Here's a simple users table:
| id | name | created_at | |
|---|---|---|---|
| 1 | alice@example.com | Alice | 2024-01-01 |
| 2 | bob@example.com | Bob | 2024-01-15 |
And an orders table:
| id | user_id | total | status |
|---|---|---|---|
| 101 | 1 | 49.99 | shipped |
| 102 | 1 | 12.50 | pending |
| 103 | 2 | 99.00 | delivered |
The user_id column in orders is a foreign key — it references the id column in users. This is how relationships are modeled. Alice (user 1) has two orders. Bob (user 2) has one.
The power of this model is that you can ask questions that span multiple tables: "Give me all orders for Alice, along with her email address." That's a join — the relational database's killer feature.
What is the purpose of a foreign key in a relational database?
Normalization: Eliminating Redundancy
Normalization is the process of structuring your tables to reduce data redundancy and prevent anomalies. There are several "normal forms" (1NF, 2NF, 3NF, BCNF) but in practice, aiming for 3NF covers almost everything you need.
First Normal Form (1NF)
Each column should contain atomic (indivisible) values. No repeating groups or arrays in a cell.
Bad (violates 1NF):
| order_id | items |
|---|---|
| 101 | "shirt, pants, socks" |
Good:
| order_id | item |
|---|---|
| 101 | shirt |
| 101 | pants |
| 101 | socks |
Second Normal Form (2NF)
Every non-key column must depend on the entire primary key, not just part of it. This only applies when you have composite primary keys.
If your primary key is (order_id, product_id), then product_name should be in a products table (it depends only on product_id), not in the order-product junction table.
Third Normal Form (3NF)
Non-key columns must depend only on the primary key, not on other non-key columns.
Bad (violates 3NF):
| order_id | zip_code | city |
|---|---|---|
| 101 | 10001 | New York |
Here, city depends on zip_code, not on order_id. If a zip code's city changes, you'd have to update every order row. Fix it by creating a zip_codes table.

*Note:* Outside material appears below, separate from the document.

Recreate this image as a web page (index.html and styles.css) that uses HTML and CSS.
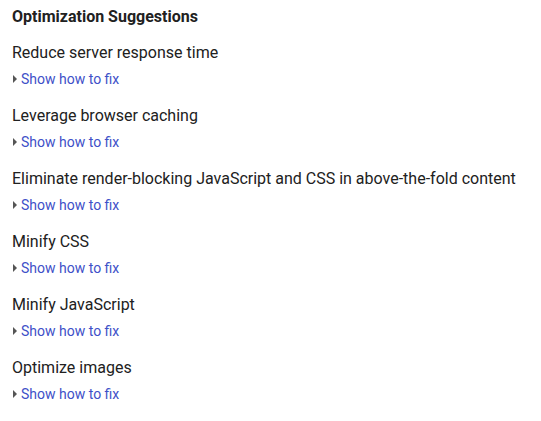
FILE: index.html
```html
<!DOCTYPE html>
<html>
<head>
<meta charset="utf-8">
<link rel="stylesheet" href="styles.css">
</head>
<body>
<div class="panel">
  <h2 class="title">Optimization Suggestions</h2>
  <ul class="list">
    <li class="item"><div class="name">Reduce server response time</div><a class="fix"><span class="tri"></span>Show how to fix</a></li>
    <li class="item"><div class="name">Leverage browser caching</div><a class="fix"><span class="tri"></span>Show how to fix</a></li>
    <li class="item"><div class="name">Eliminate render-blocking JavaScript and CSS in above-the-fold content</div><a class="fix"><span class="tri"></span>Show how to fix</a></li>
    <li class="item"><div class="name">Minify CSS</div><a class="fix"><span class="tri"></span>Show how to fix</a></li>
    <li class="item"><div class="name">Minify JavaScript</div><a class="fix"><span class="tri"></span>Show how to fix</a></li>
    <li class="item"><div class="name">Optimize images</div><a class="fix"><span class="tri"></span>Show how to fix</a></li>
  </ul>
</div>
</body>
</html>
```
FILE: styles.css
```css
html, body { margin: 0; padding: 0; background: #fff; }
body { font-family: Roboto, "Liberation Sans", sans-serif; color: #212121; }
.panel { padding: 7px 12px; }
.title { margin: 0; font-size: 16px; font-weight: 700; line-height: 20px; color: #212121; }
.list { list-style: none; margin: 16px 0 0; padding: 0; display: flex; flex-direction: column; gap: 17px; }
.item { display: flex; flex-direction: column; gap: 6px; }
.name { font-size: 16px; line-height: 20px; }
.fix { display: flex; align-items: center; font-size: 14px; line-height: 20px; color: #3e50c8; cursor: pointer; }
.tri { width: 0; height: 0; border-top: 4px solid transparent; border-bottom: 4px solid transparent; border-left: 4px solid #555; margin: 0 4px 0 1px; }
```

Normalization isn't about following rules for their own sake. It's about making sure each fact is stored in exactly one place. That's what prevents update anomalies and keeps your data consistent.
A table stores zip_code and city in the same row as order_id. This violates Third Normal Form (3NF).
Joins: The Superpower of Relational Databases
Joins let you query related data across multiple tables in a single query. There are four main types:
INNER JOIN: Returns rows where there's a match in both tables. The most common join.
SELECT users.name, orders.total
FROM users
INNER JOIN orders ON users.id = orders.user_id;LEFT JOIN: Returns all rows from the left table, plus matching rows from the right table. Non-matching right rows get NULL.
-- Get all users, even those with no orders
SELECT users.name, orders.total
FROM users
LEFT JOIN orders ON users.id = orders.user_id;RIGHT JOIN — The mirror of LEFT JOIN. Less commonly used.
FULL OUTER JOIN — Returns all rows from both tables, matching where possible.
Joins are powerful, but they have a cost. Joining large tables without proper indexes can bring a production database to its knees.
Which JOIN type returns all rows from the left table, filling NULL for non-matching rows on the right?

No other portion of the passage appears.